● EXERCISE REQUIREMENTS:
Write out the material exactly. Do not include the pictures.

Interface markup and scripts
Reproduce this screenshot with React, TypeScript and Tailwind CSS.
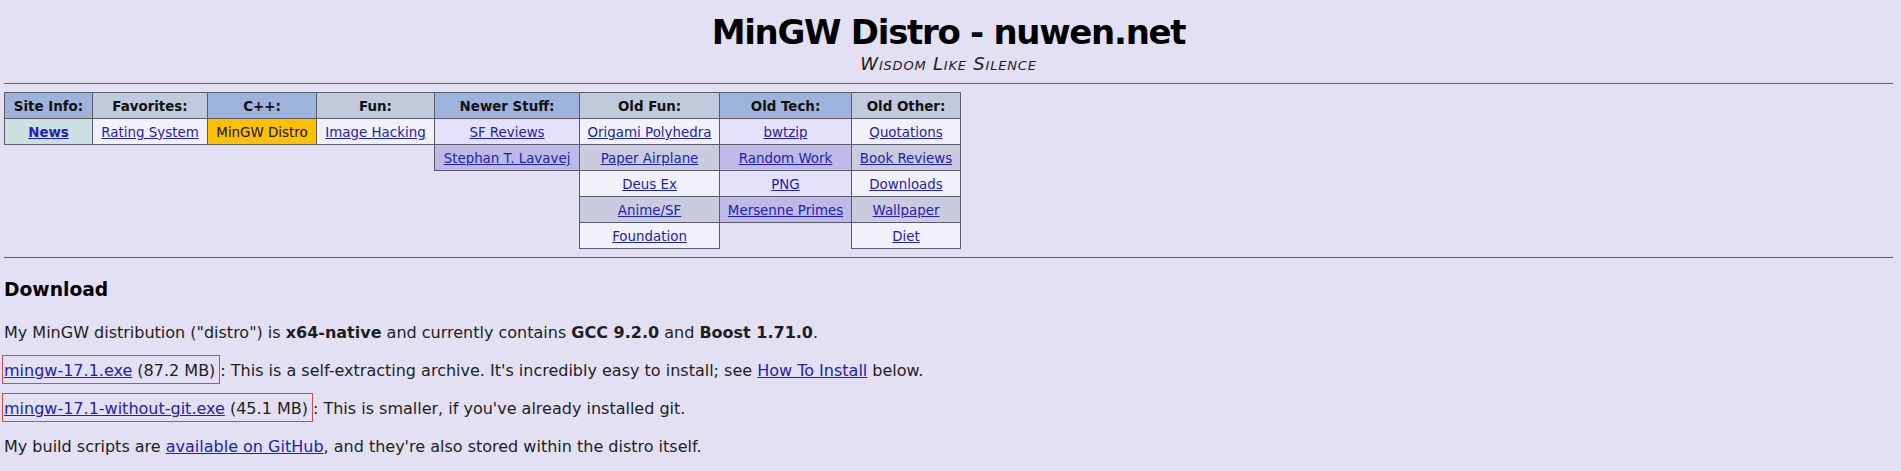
import type { ReactNode } from 'react'

type Kind = 'blue' | 'gray'

type Item = { label: string; bold?: boolean; current?: boolean; bg?: string }

type Column = { title: string; kind: Kind; width: string; items: Item[] }

const HEAD_BG: Record<Kind, string> = {
  blue: 'bg-[#9eb3dc]',
  gray: 'bg-[#c1c9dc]',
}

// alternating row shades per column kind
const ROW_BG: Record<Kind, [string, string]> = {
  blue: ['bg-[#e4e2fa]', 'bg-[#bfb9e6]'],
  gray: ['bg-[#f1f1fa]', 'bg-[#cbcbe0]'],
}

const COLUMNS: Column[] = [
  { title: 'Site Info:', kind: 'blue', width: 'w-[89px]', items: [{ label: 'News', bold: true, bg: 'bg-[#cde0e2]' }] },
  { title: 'Favorites:', kind: 'gray', width: 'w-[116px]', items: [{ label: 'Rating System' }] },
  { title: 'C++:', kind: 'blue', width: 'w-[110px]', items: [{ label: 'MinGW Distro', current: true, bg: 'bg-[#ffc000]' }] },
  { title: 'Fun:', kind: 'gray', width: 'w-[119px]', items: [{ label: 'Image Hacking' }] },
  { title: 'Newer Stuff:', kind: 'blue', width: 'w-[146px]', items: [{ label: 'SF Reviews' }, { label: 'Stephan T. Lavavej' }] },
  {
    title: 'Old Fun:',
    kind: 'gray',
    width: 'w-[141px]',
    items: [
      { label: 'Origami Polyhedra' },
      { label: 'Paper Airplane' },
      { label: 'Deus Ex' },
      { label: 'Anime/SF' },
      { label: 'Foundation' },
    ],
  },
  {
    title: 'Old Tech:',
    kind: 'blue',
    width: 'w-[133px]',
    items: [{ label: 'bwtzip' }, { label: 'Random Work' }, { label: 'PNG' }, { label: 'Mersenne Primes' }],
  },
  {
    title: 'Old Other:',
    kind: 'gray',
    width: 'w-[110px]',
    items: [
      { label: 'Quotations' },
      { label: 'Book Reviews' },
      { label: 'Downloads' },
      { label: 'Wallpaper' },
      { label: 'Diet' },
    ],
  },
]

function A({ children, bold }: { children: ReactNode; bold?: boolean }) {
  return (
    <a href="#" className={`text-[#2121b3] underline ${bold ? 'font-bold' : ''}`}>
      {children}
    </a>
  )
}

function NavColumn({ col, first }: { col: Column; first: boolean }) {
  return (
    <div className={`flex flex-col ${col.width} ${first ? '' : '-ml-px'}`}>
      <div
        className={`flex h-[27px] items-center justify-center border border-[#5b5b6b] pt-[3px] font-bold text-[#111] ${HEAD_BG[col.kind]}`}
      >
        {col.title}
      </div>
      {col.items.map((item, i) => (
        <div
          key={item.label}
          className={`-mt-px flex h-[27px] items-center justify-center border border-[#5b5b6b] pt-[3px] whitespace-nowrap ${
            item.bg ?? ROW_BG[col.kind][i % 2]
          }`}
        >
          {item.current ? <span className="text-[#111]">{item.label}</span> : <A bold={item.bold}>{item.label}</A>}
        </div>
      ))}
    </div>
  )
}

function Boxed({ children }: { children: ReactNode }) {
  return <span className="-ml-[2px] border border-[#d84a4a] pt-[5px] pb-[3px] pl-[1px] pr-[4px]">{children}</span>
}

export default function App() {
  return (
    <div className="min-h-screen bg-[#e2e0f2] pl-[4px] pr-[8px] font-['DejaVu_Sans',Verdana,sans-serif] text-[#1e1e1e]">
      <div className="pt-[10px] text-center">
        <h1 className="h-[44px] text-[34px] leading-[44px] font-bold tracking-[-1.3px] text-black">
          MinGW Distro - nuwen.net
        </h1>
        <div className="h-[20px] text-[18px] leading-[20px] tracking-[0.8px] italic [font-variant-caps:small-caps]">
          Wisdom Like Silence
        </div>
      </div>

      <div className="mt-[9px] border-t border-[#5c5c6e]" />

      <nav className="mt-[8px] flex items-start text-[13.4px]">
        {COLUMNS.map((col, i) => (
          <NavColumn key={col.title} col={col} first={i === 0} />
        ))}
      </nav>

      <div className="mt-[8px] border-t border-[#5c5c6e]" />

      <h3 className="mt-[21px] h-[22px] text-[18.72px] leading-[22px] font-bold text-black">Download</h3>

      <div className="mt-[21px] text-[16px] leading-[22px]">
        <p className="mb-[16px]">
          My MinGW distribution ("distro") is <b>x64-native</b> and currently contains <b>GCC 9.2.0</b> and{' '}
          <b>Boost 1.71.0</b>.
        </p>
        <p className="mb-[16px]">
          <Boxed>
            <A>mingw-17.1.exe</A> (87.2 MB)
          </Boxed>
          : This is a self-extracting archive. It's incredibly easy to install; see <A>How To Install</A> below.
        </p>
        <p className="mb-[16px]">
          <Boxed>
            <A>mingw-17.1-without-git.exe</A> (45.1 MB)
          </Boxed>
          : This is smaller, if you've already installed git.
        </p>
        <p>
          My build scripts are <A>available on GitHub</A>, and they're also stored within the distro itself.
        </p>
      </div>
    </div>
  )
}
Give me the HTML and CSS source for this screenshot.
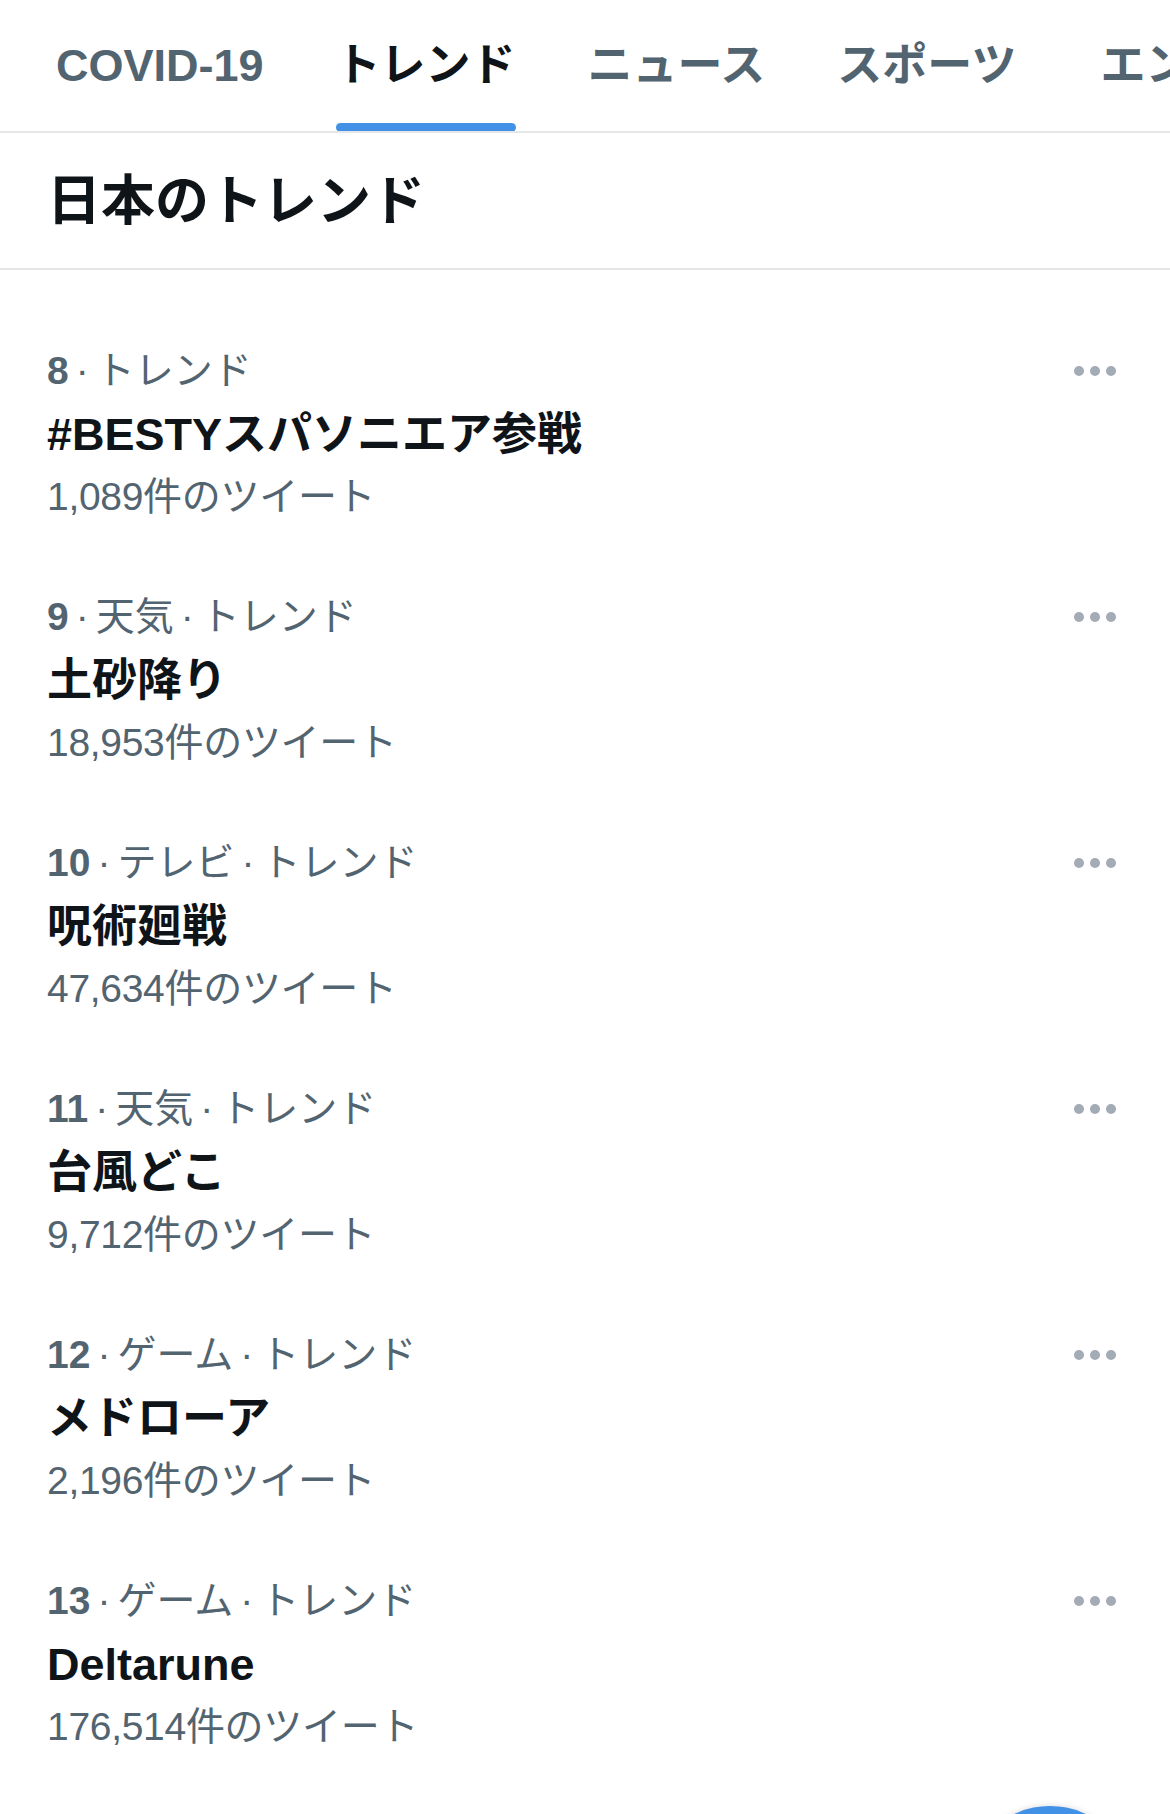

● THE OUTPUT:
Reproduce this screenshot with React, TypeScript and Tailwind CSS.
import type { ReactNode } from 'react'

type Kind = 'blue' | 'gray'

type Item = { label: string; bold?: boolean; current?: boolean; bg?: string }

type Column = { title: string; kind: Kind; width: string; items: Item[] }

const HEAD_BG: Record<Kind, string> = {
  blue: 'bg-[#9eb3dc]',
  gray: 'bg-[#c1c9dc]',
}

// alternating row shades per column kind
const ROW_BG: Record<Kind, [string, string]> = {
  blue: ['bg-[#e4e2fa]', 'bg-[#bfb9e6]'],
  gray: ['bg-[#f1f1fa]', 'bg-[#cbcbe0]'],
}

const COLUMNS: Column[] = [
  { title: 'Site Info:', kind: 'blue', width: 'w-[89px]', items: [{ label: 'News', bold: true, bg: 'bg-[#cde0e2]' }] },
  { title: 'Favorites:', kind: 'gray', width: 'w-[116px]', items: [{ label: 'Rating System' }] },
  { title: 'C++:', kind: 'blue', width: 'w-[110px]', items: [{ label: 'MinGW Distro', current: true, bg: 'bg-[#ffc000]' }] },
  { title: 'Fun:', kind: 'gray', width: 'w-[119px]', items: [{ label: 'Image Hacking' }] },
  { title: 'Newer Stuff:', kind: 'blue', width: 'w-[146px]', items: [{ label: 'SF Reviews' }, { label: 'Stephan T. Lavavej' }] },
  {
    title: 'Old Fun:',
    kind: 'gray',
    width: 'w-[141px]',
    items: [
      { label: 'Origami Polyhedra' },
      { label: 'Paper Airplane' },
      { label: 'Deus Ex' },
      { label: 'Anime/SF' },
      { label: 'Foundation' },
    ],
  },
  {
    title: 'Old Tech:',
    kind: 'blue',
    width: 'w-[133px]',
    items: [{ label: 'bwtzip' }, { label: 'Random Work' }, { label: 'PNG' }, { label: 'Mersenne Primes' }],
  },
  {
    title: 'Old Other:',
    kind: 'gray',
    width: 'w-[110px]',
    items: [
      { label: 'Quotations' },
      { label: 'Book Reviews' },
      { label: 'Downloads' },
      { label: 'Wallpaper' },
      { label: 'Diet' },
    ],
  },
]

function A({ children, bold }: { children: ReactNode; bold?: boolean }) {
  return (
    <a href="#" className={`text-[#2121b3] underline ${bold ? 'font-bold' : ''}`}>
      {children}
    </a>
  )
}

function NavColumn({ col, first }: { col: Column; first: boolean }) {
  return (
    <div className={`flex flex-col ${col.width} ${first ? '' : '-ml-px'}`}>
      <div
        className={`flex h-[27px] items-center justify-center border border-[#5b5b6b] pt-[3px] font-bold text-[#111] ${HEAD_BG[col.kind]}`}
      >
        {col.title}
      </div>
      {col.items.map((item, i) => (
        <div
          key={item.label}
          className={`-mt-px flex h-[27px] items-center justify-center border border-[#5b5b6b] pt-[3px] whitespace-nowrap ${
            item.bg ?? ROW_BG[col.kind][i % 2]
          }`}
        >
          {item.current ? <span className="text-[#111]">{item.label}</span> : <A bold={item.bold}>{item.label}</A>}
        </div>
      ))}
    </div>
  )
}

function Boxed({ children }: { children: ReactNode }) {
  return <span className="-ml-[2px] border border-[#d84a4a] pt-[5px] pb-[3px] pl-[1px] pr-[4px]">{children}</span>
}

export default function App() {
  return (
    <div className="min-h-screen bg-[#e2e0f2] pl-[4px] pr-[8px] font-['DejaVu_Sans',Verdana,sans-serif] text-[#1e1e1e]">
      <div className="pt-[10px] text-center">
        <h1 className="h-[44px] text-[34px] leading-[44px] font-bold tracking-[-1.3px] text-black">
          MinGW Distro - nuwen.net
        </h1>
        <div className="h-[20px] text-[18px] leading-[20px] tracking-[0.8px] italic [font-variant-caps:small-caps]">
          Wisdom Like Silence
        </div>
      </div>

      <div className="mt-[9px] border-t border-[#5c5c6e]" />

      <nav className="mt-[8px] flex items-start text-[13.4px]">
        {COLUMNS.map((col, i) => (
          <NavColumn key={col.title} col={col} first={i === 0} />
        ))}
      </nav>

      <div className="mt-[8px] border-t border-[#5c5c6e]" />

      <h3 className="mt-[21px] h-[22px] text-[18.72px] leading-[22px] font-bold text-black">Download</h3>

      <div className="mt-[21px] text-[16px] leading-[22px]">
        <p className="mb-[16px]">
          My MinGW distribution ("distro") is <b>x64-native</b> and currently contains <b>GCC 9.2.0</b> and{' '}
          <b>Boost 1.71.0</b>.
        </p>
        <p className="mb-[16px]">
          <Boxed>
            <A>mingw-17.1.exe</A> (87.2 MB)
          </Boxed>
          : This is a self-extracting archive. It's incredibly easy to install; see <A>How To Install</A> below.
        </p>
        <p className="mb-[16px]">
          <Boxed>
            <A>mingw-17.1-without-git.exe</A> (45.1 MB)
          </Boxed>
          : This is smaller, if you've already installed git.
        </p>
        <p>
          My build scripts are <A>available on GitHub</A>, and they're also stored within the distro itself.
        </p>
      </div>
    </div>
  )
}
Give me the HTML and CSS source for this screenshot.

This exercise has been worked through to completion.